The Company and Holder are the parties to that certain securities purchase agreement (the “SPA”) dated September 17, 2018, pursuant to which the Company issued to Holder a convertible promissory note on even date in the original principal amount of $175,000.00 (the “Note”); and
The Parties desire to amend the Note as set forth expressly below.
NOW THEREFORE, in consideration of the execution and delivery of the Amendment and other good and valuable consideration, the receipt and sufficiency of which are hereby acknowledged, the Parties agree as follows:
1. As of the Effective Date of this Amendment, if: (i) no Event of Default (as defined in the Note) (each an “Event of Default”) shall have occurred; (ii) there is no breach of this Amendment; (iii) the Company wires the amount of $8,500 to the Holder in accordance with the wire transfer instructions attached hereto as Exhibit A no later than May 3, 2019 (“Payment Deadline”) (which will not reduce the balance owed under the Note); then: (a) the references to “two hundred twenty four (224) days” in Sections 1.9(b) and 1.9(c) of the Note, as amended shall be replaced with “two hundred fifty five (255) days” and (b) the Holder shall refrain from exercising its right to convert the Note until May 31, 2019. In the event that all other noteholders of convertible debt of the Company as of the Effective Date (i) do not also agree in a signed writing to extend the period that Company is permitted to prepay the Company’s other convertible debt by at least an additional 31 days and/or (ii) fail to agree in a signed writing to refrain from exercising their conversion rights under their respective convertible debt by at least an additional 31 days, then this Amendment may be declared null and void at the option of the Holder.

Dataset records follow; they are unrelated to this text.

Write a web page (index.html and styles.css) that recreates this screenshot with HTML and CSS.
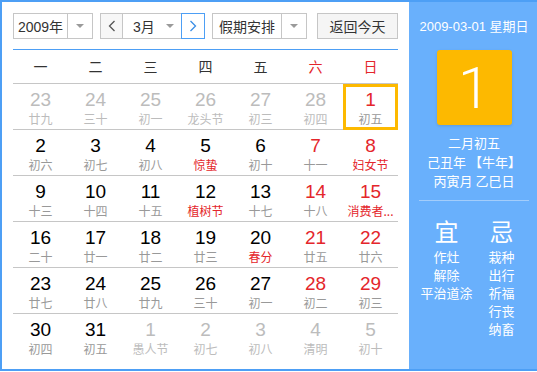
FILE: index.html
```html
<!DOCTYPE html>
<html lang="zh-CN">
<head>
    <meta charset="UTF-8">
    <title>万年历</title>
    <link rel="stylesheet" href="styles.css">
</head>
<body>
    <div class="calendar">
        <div class="main">
            <div class="toolbar">
                <div class="select year-select">
                    <span class="select-text">2009年</span>
                    <span class="select-arrow"><i class="tri"></i></span>
                </div>
                <div class="month-group">
                    <button class="nav-btn prev">
                        <svg width="8" height="12" viewBox="0 0 8 12"><polyline points="6.5,1 1.5,6 6.5,11" fill="none" stroke="#555" stroke-width="1.3"/></svg>
                    </button>
                    <div class="month-select">
                        <span>3月</span>
                        <i class="tri"></i>
                    </div>
                    <button class="nav-btn next">
                        <svg width="8" height="12" viewBox="0 0 8 12"><polyline points="1.5,1 6.5,6 1.5,11" fill="none" stroke="#3a8ee6" stroke-width="1.3"/></svg>
                    </button>
                </div>
                <div class="select holiday-select">
                    <span class="select-text">假期安排</span>
                    <span class="select-arrow"><i class="tri"></i></span>
                </div>
                <button class="today-btn">返回今天</button>
            </div>

            <div class="week-head">
                <span>一</span><span>二</span><span>三</span><span>四</span><span>五</span><span class="weekend">六</span><span class="weekend">日</span>
            </div>

            <div class="days">
                <div class="day other"><b>23</b><em>廿九</em></div>
                <div class="day other"><b>24</b><em>三十</em></div>
                <div class="day other"><b>25</b><em>初一</em></div>
                <div class="day other"><b>26</b><em>龙头节</em></div>
                <div class="day other"><b>27</b><em>初三</em></div>
                <div class="day other"><b>28</b><em>初四</em></div>
                <div class="day weekend selected"><b>1</b><em>初五</em></div>

                <div class="day"><b>2</b><em>初六</em></div>
                <div class="day"><b>3</b><em>初七</em></div>
                <div class="day"><b>4</b><em>初八</em></div>
                <div class="day"><b>5</b><em class="fest">惊蛰</em></div>
                <div class="day"><b>6</b><em>初十</em></div>
                <div class="day weekend"><b>7</b><em>十一</em></div>
                <div class="day weekend"><b>8</b><em class="fest">妇女节</em></div>

                <div class="day"><b>9</b><em>十三</em></div>
                <div class="day"><b>10</b><em>十四</em></div>
                <div class="day"><b>11</b><em>十五</em></div>
                <div class="day"><b>12</b><em class="fest">植树节</em></div>
                <div class="day"><b>13</b><em>十七</em></div>
                <div class="day weekend"><b>14</b><em>十八</em></div>
                <div class="day weekend"><b>15</b><em class="fest">消费者...</em></div>

                <div class="day"><b>16</b><em>二十</em></div>
                <div class="day"><b>17</b><em>廿一</em></div>
                <div class="day"><b>18</b><em>廿二</em></div>
                <div class="day"><b>19</b><em>廿三</em></div>
                <div class="day"><b>20</b><em class="fest">春分</em></div>
                <div class="day weekend"><b>21</b><em>廿五</em></div>
                <div class="day weekend"><b>22</b><em>廿六</em></div>

                <div class="day"><b>23</b><em>廿七</em></div>
                <div class="day"><b>24</b><em>廿八</em></div>
                <div class="day"><b>25</b><em>廿九</em></div>
                <div class="day"><b>26</b><em>三十</em></div>
                <div class="day"><b>27</b><em>初一</em></div>
                <div class="day weekend"><b>28</b><em>初二</em></div>
                <div class="day weekend"><b>29</b><em>初三</em></div>

                <div class="day"><b>30</b><em>初四</em></div>
                <div class="day"><b>31</b><em>初五</em></div>
                <div class="day other"><b>1</b><em>愚人节</em></div>
                <div class="day other"><b>2</b><em>初七</em></div>
                <div class="day other"><b>3</b><em>初八</em></div>
                <div class="day other"><b>4</b><em>清明</em></div>
                <div class="day other"><b>5</b><em>初十</em></div>
            </div>
        </div>

        <div class="side">
            <div class="side-date">2009-03-01 星期日</div>
            <div class="big-day">1</div>
            <div class="lunar">
                <p>二月初五</p>
                <p>己丑年 【牛年】</p>
                <p>丙寅月 乙巳日</p>
            </div>
            <div class="almanac">
                <div class="almanac-col">
                    <h3>宜</h3>
                    <p>作灶</p>
                    <p>解除</p>
                    <p>平治道涂</p>
                </div>
                <div class="almanac-col">
                    <h3>忌</h3>
                    <p>栽种</p>
                    <p>出行</p>
                    <p>祈福</p>
                    <p>行丧</p>
                    <p>纳畜</p>
                </div>
            </div>
        </div>
    </div>
</body>
</html>
```

FILE: styles.css
```css
/* styles.css */
body {
    margin: 0;
    font-family: "Liberation Sans", "Noto Sans CJK SC", sans-serif;
    background-color: #fff;
    color: #333;
}

.calendar {
    display: flex;
    width: 537px;
    height: 371px;
    box-sizing: border-box;
    border: 2px solid #4d9ff5;
    border-right: none;
}

.main {
    width: 407px;
    padding: 11px 11px 0 11px;
    box-sizing: border-box;
    background-color: #fff;
}

/* toolbar */
.toolbar {
    display: flex;
    height: 26px;
    padding-bottom: 10px;
    border-bottom: 1px solid #4d9ff5;
}

.select {
    display: flex;
    height: 26px;
    box-sizing: border-box;
    border: 1px solid #c6c6c6;
    font-size: 14px;
    color: #333;
}

.select-text {
    display: flex;
    align-items: center;
    justify-content: center;
    flex: 1;
}

.select-arrow {
    display: flex;
    align-items: center;
    justify-content: center;
    width: 24px;
    border-left: 1px solid #c6c6c6;
}

.tri {
    width: 0;
    height: 0;
    border-left: 4px solid transparent;
    border-right: 4px solid transparent;
    border-top: 4px solid #9a9a9a;
}

.year-select {
    width: 80px;
}

.month-group {
    display: flex;
    margin-left: 7px;
    height: 26px;
}

.nav-btn {
    display: flex;
    align-items: center;
    justify-content: center;
    width: 23px;
    height: 26px;
    padding: 0;
    box-sizing: border-box;
    border: 1px solid #c6c6c6;
    background-color: #f7f7f7;
}

.nav-btn.next {
    width: 24px;
    border-color: #4d9ff5;
    background-color: #fff;
}

.month-select {
    display: flex;
    align-items: center;
    justify-content: space-between;
    width: 58px;
    height: 26px;
    box-sizing: border-box;
    padding: 0 7px 0 10px;
    border-top: 1px solid #c6c6c6;
    border-bottom: 1px solid #c6c6c6;
    font-size: 14px;
}

.holiday-select {
    width: 95px;
    margin-left: 7px;
}

.today-btn {
    width: 81px;
    height: 26px;
    margin-left: 10px;
    padding: 0;
    border: 1px solid #c6c6c6;
    background-color: #f5f5f5;
    font-family: "Liberation Sans", "Noto Sans CJK SC", sans-serif;
    font-size: 14px;
    color: #333;
}

/* week header */
.week-head {
    display: grid;
    grid-template-columns: repeat(7, 55px);
    height: 33px;
    border-bottom: 1px solid #c6c6c6;
    font-family: "Noto Sans CJK SC", sans-serif;
    font-size: 14px;
    line-height: 33px;
    text-align: center;
    color: #333;
}

.week-head .weekend {
    color: #e4262b;
}

/* days grid */
.days {
    display: grid;
    grid-template-columns: repeat(7, 55px);
}

.day {
    height: 46px;
    box-sizing: border-box;
    padding-top: 5px;
    border-bottom: 1px solid #c6c6c6;
    text-align: center;
}

.day:nth-last-child(-n+7) {
    border-bottom: none;
}

.day b {
    display: block;
    font-weight: normal;
    font-size: 19px;
    line-height: 21px;
    color: #000;
}

.day em {
    display: block;
    font-style: normal;
    font-family: "Noto Sans CJK SC", sans-serif;
    font-size: 12px;
    line-height: 18px;
    color: #999;
}

.day.weekend b {
    color: #e4262b;
}

.day em.fest {
    color: #e4262b;
}

.day.other b,
.day.other em {
    color: #bcbcbc;
}

.day.selected {
    border: 3px solid #fdb900;
    padding-top: 2px;
}

/* side panel */
.side {
    flex: 1;
    background-color: #69b0fc;
    color: #fff;
    text-align: center;
    font-family: "Liberation Sans", "Noto Sans CJK SC", sans-serif;
}

.side-date {
    margin-top: 16px;
    font-size: 13px;
    line-height: 18px;
}

.big-day {
    width: 75px;
    height: 75px;
    margin: 14px auto 0;
    border-radius: 3px;
    background-color: #fdb900;
    font-family: Roboto, "Liberation Sans", sans-serif;
    font-size: 58px;
    font-weight: 300;
    line-height: 76px;
    box-shadow: 0 1px 3px rgba(0, 0, 0, 0.12);
}

.lunar {
    margin: 8px 10px 0;
    padding-bottom: 10px;
    border-bottom: 1px solid #a3cdfb;
    font-family: "Noto Sans CJK SC", sans-serif;
    font-size: 13px;
    line-height: 19px;
}

.lunar p {
    margin: 0;
}

.almanac {
    display: grid;
    grid-template-columns: 55px 55px;
    margin: 0 10px;
    padding-top: 16px;
    font-family: "Noto Sans CJK SC", sans-serif;
}

.almanac h3 {
    margin: 0 0 3px;
    font-size: 24px;
    font-weight: normal;
    line-height: 28px;
}

.almanac p {
    margin: 0;
    font-size: 13px;
    line-height: 18px;
}
```
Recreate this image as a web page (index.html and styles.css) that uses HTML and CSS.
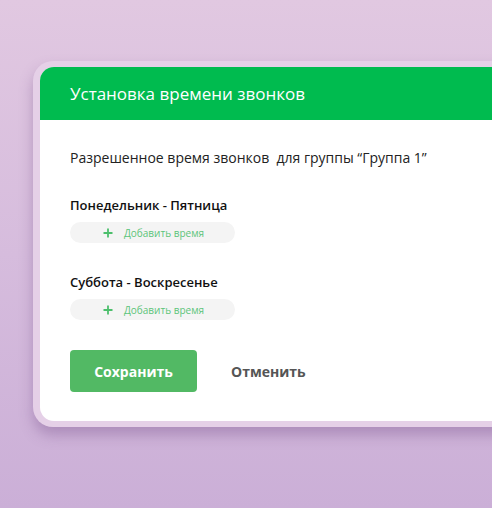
FILE: index.html
```html
<!DOCTYPE html>
<html lang="ru">
<head>
<meta charset="utf-8">
<link rel="stylesheet" href="styles.css">
</head>
<body>
<div class="stage">
  <div class="frame">
    <div class="card">
      <div class="header">Установка времени звонков</div>
      <div class="content">
        <p class="intro">Разрешенное время звонков&nbsp; для группы “Группа 1”</p>
        <div class="group">
          <div class="group-title">Понедельник - Пятница</div>
          <div class="add-pill">
            <svg class="plus" width="10" height="10" viewBox="0 0 10 10"><path d="M5 0.5V9.5M0.5 5H9.5" stroke="#4cbf6c" stroke-width="1.8"/></svg>
            <span>Добавить время</span>
          </div>
        </div>
        <div class="group">
          <div class="group-title">Суббота - Воскресенье</div>
          <div class="add-pill">
            <svg class="plus" width="10" height="10" viewBox="0 0 10 10"><path d="M5 0.5V9.5M0.5 5H9.5" stroke="#4cbf6c" stroke-width="1.8"/></svg>
            <span>Добавить время</span>
          </div>
        </div>
        <div class="actions">
          <button class="btn-save">Сохранить</button>
          <button class="btn-cancel">Отменить</button>
        </div>
      </div>
    </div>
  </div>
</div>
</body>
</html>
```
FILE: styles.css
```css
html, body {
  margin: 0;
  padding: 0;
  width: 492px;
  height: 508px;
  overflow: hidden;
}
body {
  background: linear-gradient(180deg, #e1c8e1 0%, #d6bcdd 50%, #cbafd7 100%);
  font-family: "Open Sans", "Noto Sans", sans-serif;
}
.stage {
  padding: 61px 0 30px 33px;
  width: 492px;
  box-sizing: border-box;
  overflow: hidden;
}
.frame {
  width: 520px;
  padding: 6px 0 6px 7px;
  background: #e5d0e7;
  border-radius: 20px;
  box-shadow: 0 8px 14px rgba(110, 70, 130, 0.35);
}
.card {
  background: #fff;
  border-radius: 14px 0 0 14px;
  overflow: hidden;
}
.header {
  height: 53px;
  background: #00bb4f;
  color: #fff;
  font-size: 17px;
  line-height: 53px;
  padding-left: 30px;
}
.content {
  padding: 29px 30px 29px 30px;
}
.intro {
  margin: 0;
  font-size: 14px;
  line-height: 18px;
  color: #222;
}
.group {
  margin-top: 29px;
}
.group + .group {
  margin-top: 30px;
}
.group-title {
  font-size: 13px;
  font-weight: 600;
  color: #111;
  line-height: 18px;
}
.add-pill {
  margin-top: 8px;
  width: 165px;
  height: 21px;
  background: #f4f4f4;
  border-radius: 11px;
  display: flex;
  align-items: center;
  padding-left: 33px;
  box-sizing: border-box;
  gap: 11px;
}
.add-pill span {
  font-size: 10px;
  color: #5cc47a;
}
.actions {
  margin-top: 30px;
  display: flex;
  align-items: center;
  gap: 34px;
}
.btn-save {
  width: 127px;
  height: 42px;
  background: #52b964;
  border: none;
  border-radius: 4px;
  color: #fff;
  font-family: inherit;
  font-size: 14px;
  font-weight: 700;
}
.btn-cancel {
  background: none;
  border: none;
  padding: 0;
  font-family: inherit;
  font-size: 14px;
  font-weight: 700;
  color: #555;
}
```
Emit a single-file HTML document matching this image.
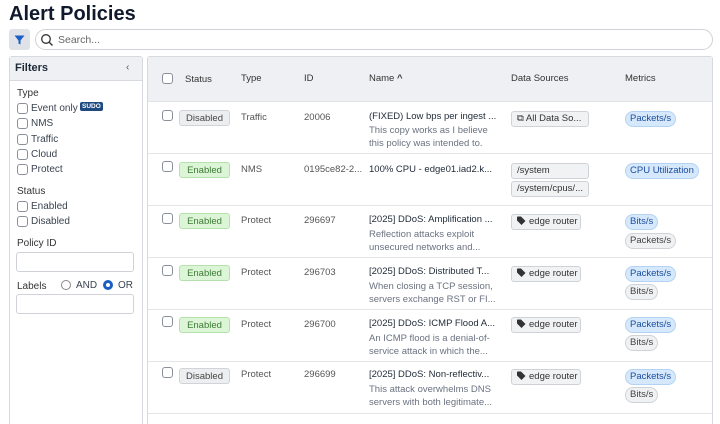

2. Upon the: (i) occurrence of an Event of Default under the Note or (ii) Company’s breach of any provision or representation in this Amendment, then this Amendment may be declared null and void at the option of the Holder.
3. This Amendment shall be deemed part of, but shall take precedence over and supersede, any provisions to the contrary contained in the Note. Except as specifically modified hereby, all of the provisions of the Note, which are not in conflict with the terms of this Amendment, shall remain in full force and effect.
4. This Amendment may be executed in any number of counterparts, each of which when so executed and delivered shall be deemed to be an original and all of which together shall be deemed to be one and the same agreement. Any signature transmitted by facsimile, e-mail, or other electronic means shall be deemed to be an original signature.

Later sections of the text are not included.